**Exercise**. Where a line contains the word "React", copy that line in full.

**Given material**.
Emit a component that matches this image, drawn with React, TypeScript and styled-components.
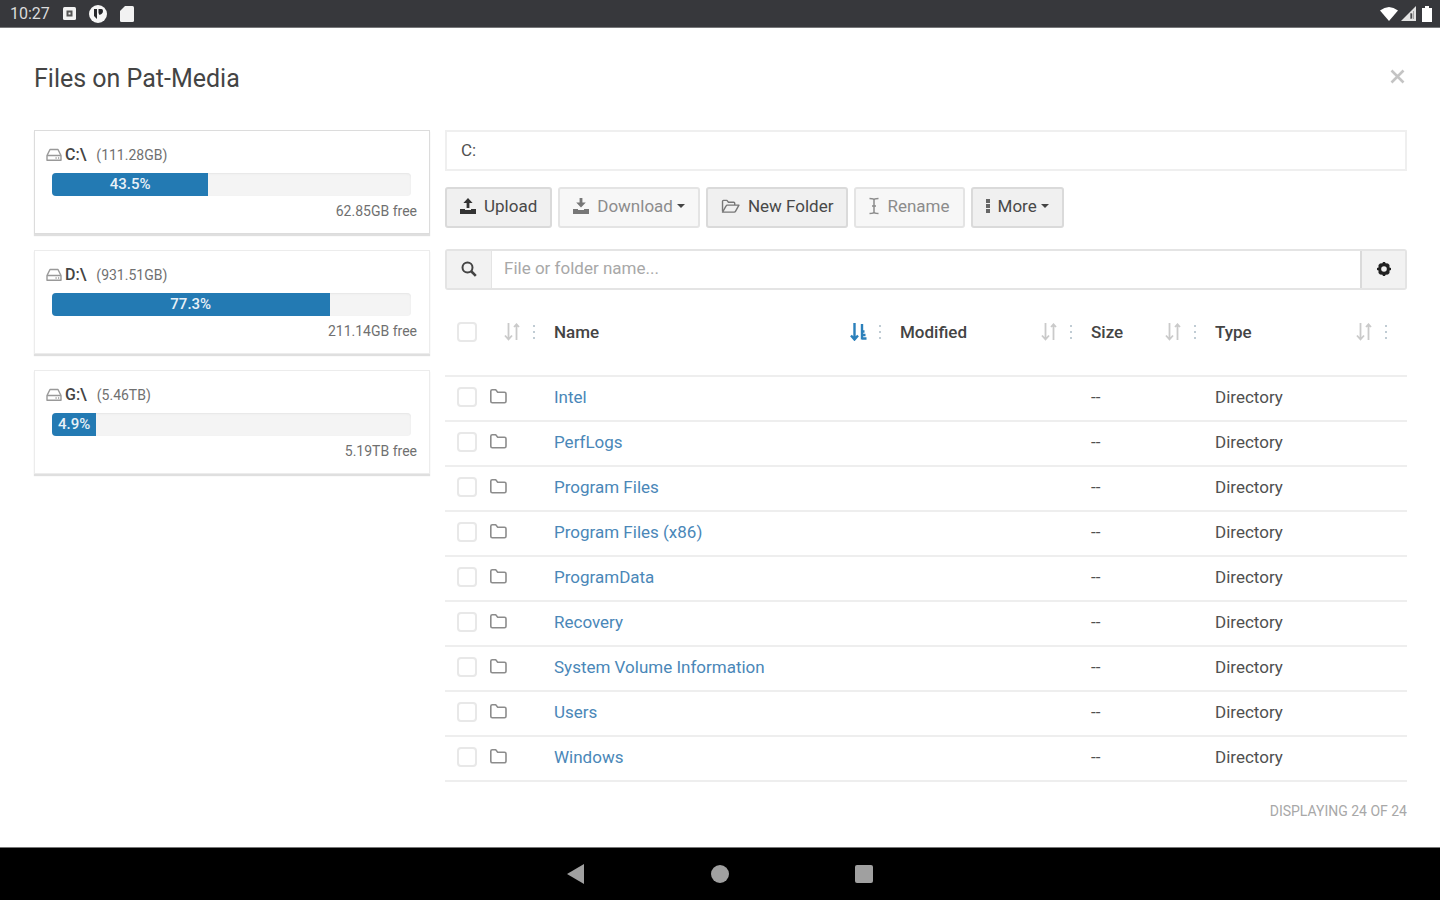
import React from "react";
import styled, { createGlobalStyle, css } from "styled-components";

const GlobalStyle = createGlobalStyle`
  *, *::before, *::after { box-sizing: border-box; }
  body {
    margin: 0;
    background: #fff;
    color: #505050;
    font-family: Roboto, "Liberation Sans", sans-serif;
    font-size: 17px;
    line-height: 20px;
  }
  button, input { font: inherit; color: inherit; }
  svg { display: block; flex: none; }
`;

const Screen = styled.div`
  display: flex;
  flex-direction: column;
  min-height: 100vh;
`;

const StatusBar = styled.div`
  display: flex;
  align-items: center;
  justify-content: space-between;
  height: 28px;
  padding: 0 8px 0 10px;
  border-bottom: 1px solid #77787a;
  background: #37383c;
  color: #dcdcdc;
  font-size: 16px;
`;

const StatusGroup = styled.div<{ $gap: number }>`
  display: flex;
  align-items: center;
  gap: ${(p) => p.$gap}px;
`;

const Page = styled.main`
  flex: 1;
  padding: 36px 33px 0 34px;
`;

const Header = styled.header`
  display: flex;
  justify-content: space-between;
  align-items: center;
  height: 30px;
  margin-bottom: 36px;
`;

const Title = styled.h1`
  margin: 0;
  color: #444;
  font-size: 25px;
  font-weight: 400;
  line-height: 30px;
`;

const IconButton = styled.button`
  display: flex;
  padding: 0;
  border: 0;
  background: none;
  cursor: pointer;
`;

const CloseButton = styled(IconButton)`
  padding: 0 2px 6px 0;
`;

const Columns = styled.div`
  display: grid;
  grid-template-columns: 7fr 17fr;
  gap: 15px;
`;

const DriveList = styled.div`
  display: flex;
  flex-direction: column;
  gap: 16px;
`;

const DriveCard = styled.section<{ $active?: boolean }>`
  padding: 14px 12px 12px 11px;
  border: 1px solid ${(p) => (p.$active ? "#dcdcdc" : "#ececec")};
  box-shadow: 0 2px 1px #dfdfdf;
  font-size: 14px;
`;

const DriveLabel = styled.div`
  display: flex;
  align-items: center;
  gap: 3px;
  color: #707070;
`;

const DriveName = styled.span`
  margin-right: 7px;
  color: #444;
  font-size: 16px;
  font-weight: 500;
`;

const Track = styled.div`
  height: 23px;
  margin: 8px 6px 5px;
  overflow: hidden;
  border-radius: 4px;
  background: #f4f4f4;
  box-shadow: inset 0 1px 2px #e6e6e6;
`;

const Fill = styled.div`
  height: 100%;
  background: #237ab3;
  color: #e8f1f7;
  font-size: 15px;
  font-weight: 500;
  line-height: 23px;
  text-align: center;
`;

const Free = styled.div`
  color: #707070;
  text-align: right;
`;

const PathInput = styled.input`
  display: block;
  width: 100%;
  height: 41px;
  padding: 0 14px 2px;
  border: 2px solid #efefef;
  outline: none;
`;

const Toolbar = styled.div`
  display: flex;
  gap: 6px;
  margin: 16px 0 21px;
`;

const ToolButton = styled.button`
  display: flex;
  align-items: center;
  gap: 8px;
  height: 41px;
  padding: 0 13px 3px;
  border: 2px solid #dadada;
  border-radius: 3px;
  background: #f0f0f0;
  color: #484848;
  white-space: nowrap;

  &:disabled {
    border-color: #e4e4e4;
    background: #f7f7f7;
    color: #8c8c8c;
  }
`;

const MenuLabel = styled.span`
  display: flex;
  align-items: center;
  gap: 4px;
`;

const SearchBar = styled.div`
  display: flex;
  height: 41px;
  border: 2px solid #e4e4e4;
  border-radius: 3px;
`;

const addon = css`
  display: flex;
  align-items: center;
  justify-content: center;
  width: 45px;
  background: #f2f2f2;
`;

const SearchLabel = styled.label`
  ${addon}
  border-right: 1px solid #e4e4e4;
`;

const SettingsButton = styled.button`
  ${addon}
  padding: 0;
  border: 0;
  border-left: 2px solid #dadada;
`;

const SearchInput = styled.input`
  flex: 1;
  min-width: 0;
  padding: 0 12px 3px;
  border: 0;
  outline: none;
  &::placeholder { color: #a8a8a8; opacity: 1; }
`;

const FileTable = styled.table`
  width: 100%;
  margin-top: 20px;
  border-collapse: collapse;
  table-layout: fixed;
`;

const Col = styled.col<{ $width: number }>`
  width: ${(p) => p.$width}px;
`;

const HeadCell = styled.th<{ $last?: boolean }>`
  height: 66px;
  padding: 12px ${(p) => (p.$last ? 19 : 10)}px 0 8px;
  border-bottom: 2px solid #eee;
  color: #444;
  font-weight: 500;
  text-align: left;
  vertical-align: top;
`;

const HeadInner = styled.div`
  display: flex;
  align-items: center;
  justify-content: space-between;
  height: 20px;
`;

const HeadTools = styled.div`
  display: flex;
  align-items: center;
  gap: 12px;
`;

const Cell = styled.td`
  height: 45px;
  padding: 0 8px 4px;
  border-bottom: 2px solid #eee;
`;

const SelectCell = styled.div`
  display: flex;
  align-items: center;
  gap: 13px;
  padding-left: 4px;
`;

const Checkbox = styled.input`
  appearance: none;
  width: 20px;
  height: 20px;
  margin: 0 0 0 4px;
  border: 2px solid #e8e8e8;
  border-radius: 4px;
  background: #fff;

  ${SelectCell} & { margin: 0; }
`;

const FileLink = styled.a`
  color: #4a87b8;
  text-decoration: none;
`;

const Summary = styled.p`
  margin: 19px 0 0;
  color: #a8a8a8;
  font-size: 14px;
  text-align: right;
`;

const NavBar = styled.nav`
  display: flex;
  align-items: center;
  justify-content: center;
  gap: 124px;
  height: 53px;
  border-top: 1px solid #777;
  background: #000;
`;

const DriveIcon = () => (
  <svg width="16" height="14" viewBox="0 0 16 14" fill="none" stroke="#999" strokeWidth="1.4">
    <path d="M1 7.500 4 1.500h8l3 6v4.800H1zM1 7.500h14" strokeLinejoin="round" />
    <path d="M9.500 10h1.200M12 10h1.200" />
  </svg>
);

const TransferIcon = ({ down }: { down?: boolean }) => (
  <svg width="16" height="16" viewBox="0 0 16 16" fill={down ? "#777" : "#333"}>
    <path d={down ? "M6.6 0h2.800v4.500h3.400L8 9.600 3.200 4.500h3.400z" : "M8 0l4.600 5H9.400v5H6.600V5H3.400z"} />
    <path d="M0 11h5v1h6v-1h5v5H0z" />
  </svg>
);

const FolderOpenIcon = () => (
  <svg width="19" height="15" viewBox="0 0 20 16" fill="none" stroke="#777" strokeWidth="1.500" strokeLinejoin="round">
    <path d="M1.500 13V2.500q0-1 1-1h3.700l1.600 2h5.700q1 0 1 1v2" />
    <path d="M1.500 14 5.300 7.300q.4-.8 1.200-.8H19l-3.700 6.700q-.4.8-1.300.8z" />
  </svg>
);

const CursorIcon = () => (
  <svg width="10" height="18" viewBox="1 0 10 18" fill="none" stroke="currentColor" strokeWidth="1.500">
    <path d="M1.500 1.500Q6 1.500 6 3v12q0 1.500-4.500 1.500M10.500 1.500Q6 1.500 6 3M10.500 16.500Q6 16.500 6 15M4 9h4" />
  </svg>
);

const MoreIcon = () => (
  <svg width="4" height="14" viewBox="0 0 4 14" fill="#666">
    <path d="M0 0h4v4H0zM0 5h4v4H0zM0 10h4v4H0z" />
  </svg>
);

const Caret = () => (
  <svg width="8" height="4" viewBox="0 0 8 4" fill="#444"><path d="M0 0h8L4 4z" /></svg>
);

const SearchIcon = () => (
  <svg width="16" height="18" viewBox="0 0 16 18" fill="none" stroke="#444">
    <circle cx="6.500" cy="6.500" r="5" strokeWidth="2" />
    <path d="M10 10l4.800 4.800" strokeWidth="2.600" />
  </svg>
);

const GearIcon = () => (
  <svg width="14" height="16" viewBox="0 0 14 16">
    <path d="M6 0h2l.6 1.300L11 1.500 12.500 3v2.400L14 6v2l-1.500.6V11L11 12.500l-2.400.2L8 14H6l-.6-1.300L3 12.500 1.500 11V8.600L0 8V6l1.500-.6V3L3 1.500l2.400-.2z" fill="#222" />
    <circle cx="7" cy="7" r="2.800" fill="#f0f0f0" />
  </svg>
);

const SortIcon = ({ active }: { active?: boolean }) => (
  <svg width="17" height="18" viewBox="0 0 17 18" fill="none" stroke={active ? "#2b80bb" : "#cacaca"} strokeWidth={active ? 2.4 : 1.8}>
    <path d="M4.500 0v16.500M1 12.500l3.500 4 3.500-4" />
    {active ? (
      <path d="M12 1v15.500M12 8.500h2.500M12 12h3.500M12 15.500h4.500" />
    ) : (
      <path d="M12.500 17V1.500M10 4l2.500-2.700L15 4" />
    )}
  </svg>
);

const DotsIcon = () => (
  <svg width="3" height="14" viewBox="0 0 3 14" fill="#c0ccd4">
    <path d="M0 0h2v2H0zM0 6h2v2H0zM0 12h2v2H0z" />
  </svg>
);

const FolderIcon = () => (
  <svg width="17" height="15" viewBox="0 0 17 15" fill="none" stroke="#8c8c8c" strokeWidth="1.600" strokeLinejoin="round">
    <path d="M.8 12.200V2.300q0-1.500 1.500-1.500h3.400l2 2.400h6.800q1.500 0 1.500 1.500v7.500q0 1.500-1.500 1.500H2.300q-1.500 0-1.500-1.500z" />
  </svg>
);

const drives = [
  { name: "C:\\", size: "111.28GB", used: 43.5, free: "62.85GB", bar: 43.5 },
  { name: "D:\\", size: "931.51GB", used: 77.3, free: "211.14GB", bar: 77.3 },
  { name: "G:\\", size: "5.46TB", used: 4.9, free: "5.19TB", bar: 12.3 },
];

const headings = [
  { label: "Name", active: true },
  { label: "Modified" },
  { label: "Size" },
  { label: "Type", last: true },
];

const folders = [
  "Intel", "PerfLogs", "Program Files", "Program Files (x86)", "ProgramData",
  "Recovery", "System Volume Information", "Users", "Windows",
];

const SortTools = ({ label, active }: { label: string; active?: boolean }) => (
  <HeadTools>
    <IconButton aria-label={`Sort by ${label}`}><SortIcon active={active} /></IconButton>
    <IconButton aria-label={`${label} column options`}><DotsIcon /></IconButton>
  </HeadTools>
);

export default function App() {
  return (
    <Screen>
      <GlobalStyle />
      <StatusBar>
        <StatusGroup $gap={13}>
          <span>10:27</span>
          <svg width="13" height="13" viewBox="0 0 13 13">
            <rect width="13" height="13" rx="1.500" fill="#f2f2f2" />
            <rect x="3.500" y="3.500" width="6" height="6" fill="#555" />
            <rect x="5.500" y="5.500" width="2" height="2" fill="#f2f2f2" />
          </svg>
          <svg width="18" height="18" viewBox="0 0 18 18">
            <circle cx="9" cy="9" r="9" fill="#f6f6f6" />
            <path d="M5 4h3v10l-3-3zM9.500 4h3q1.500 0 1.500 2t-1.500 3l-2 1-1-2z" fill="#26272b" />
          </svg>
          <svg width="14" height="16" viewBox="0 0 14 16">
            <path d="M5 0h7.500Q14 0 14 1.500v13q0 1.500-1.500 1.500h-11Q0 16 0 14.500V5z" fill="#f2f2f2" />
          </svg>
        </StatusGroup>
        <StatusGroup $gap={3}>
          <svg width="18" height="14" viewBox="0 0 18 14"><path d="M0 3.500Q9-3.500 18 3.500L9 14z" fill="#fff" /></svg>
          <svg width="18" height="15" viewBox="0 0 18 15">
            <path d="M15 0v15H0z" fill="#e2e2e2" />
            <path d="M9.500 7.500h1.500v5h-1.500zM12.500 5v8" fill="#37383c" stroke="#777" strokeWidth=".6" />
          </svg>
          <svg width="10" height="16" viewBox="0 0 10 16"><path d="M3 0h4v2h3v14H0V2h3z" fill="#fff" /></svg>
        </StatusGroup>
      </StatusBar>

      <Page>
        <Header>
          <Title>Files on Pat-Media</Title>
          <CloseButton aria-label="Close">
            <svg width="15" height="15" viewBox="0 0 15 15" stroke="#c4c4c4" strokeWidth="2.600"><path d="M1.500 1.500l12 12M13.500 1.500l-12 12" /></svg>
          </CloseButton>
        </Header>

        <Columns>
          <DriveList>
            {drives.map((d, i) => (
              <DriveCard key={d.name} $active={i === 0}>
                <DriveLabel>
                  <DriveIcon />
                  <DriveName>{d.name}</DriveName>
                  <span>({d.size})</span>
                </DriveLabel>
                <Track>
                  <Fill style={{ width: `${d.bar}%` }}>{d.used}%</Fill>
                </Track>
                <Free>{d.free} free</Free>
              </DriveCard>
            ))}
          </DriveList>

          <div>
            <PathInput aria-label="Path" defaultValue="C:" />
            <Toolbar>
              <ToolButton><TransferIcon />Upload</ToolButton>
              <ToolButton disabled><TransferIcon down /><MenuLabel>Download<Caret /></MenuLabel></ToolButton>
              <ToolButton><FolderOpenIcon />New Folder</ToolButton>
              <ToolButton disabled><CursorIcon />Rename</ToolButton>
              <ToolButton><MoreIcon /><MenuLabel>More<Caret /></MenuLabel></ToolButton>
            </Toolbar>
            <SearchBar>
              <SearchLabel htmlFor="search" aria-label="Search"><SearchIcon /></SearchLabel>
              <SearchInput id="search" placeholder="File or folder name..." />
              <SettingsButton aria-label="Search settings"><GearIcon /></SettingsButton>
            </SearchBar>

            <FileTable>
              <colgroup>
                <Col $width={101} />
                <Col $width={346} />
                <Col $width={191} />
                <Col $width={124} />
                <Col $width={200} />
              </colgroup>
              <thead>
                <tr>
                  <HeadCell>
                    <HeadInner>
                      <Checkbox type="checkbox" aria-label="Select all" />
                      <SortTools label="kind" />
                    </HeadInner>
                  </HeadCell>
                  {headings.map((h) => (
                    <HeadCell key={h.label} $last={h.last}>
                      <HeadInner>
                        {h.label}
                        <SortTools label={h.label} active={h.active} />
                      </HeadInner>
                    </HeadCell>
                  ))}
                </tr>
              </thead>
              <tbody>
                {folders.map((name) => (
                  <tr key={name}>
                    <Cell>
                      <SelectCell>
                        <Checkbox type="checkbox" aria-label={`Select ${name}`} />
                        <FolderIcon />
                      </SelectCell>
                    </Cell>
                    <Cell><FileLink href="#">{name}</FileLink></Cell>
                    <Cell />
                    <Cell>--</Cell>
                    <Cell>Directory</Cell>
                  </tr>
                ))}
              </tbody>
            </FileTable>
            <Summary>DISPLAYING 24 OF 24</Summary>
          </div>
        </Columns>
      </Page>

      <NavBar aria-label="System">
        <IconButton aria-label="Back"><svg width="20" height="20" viewBox="0 0 20 20" fill="#a0a0a0"><path d="M1 10L18 0v20z" /></svg></IconButton>
        <IconButton aria-label="Home"><svg width="20" height="20" viewBox="0 0 20 20" fill="#a0a0a0"><circle cx="10" cy="10" r="9" /></svg></IconButton>
        <IconButton aria-label="Recent apps"><svg width="20" height="20" viewBox="0 0 20 20" fill="#a0a0a0"><rect x="1" y="1" width="18" height="18" rx="2" /></svg></IconButton>
      </NavBar>
    </Screen>
  );
}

**Task result**.
Emit a component that matches this image, drawn with React, TypeScript and styled-components.
import React from "react";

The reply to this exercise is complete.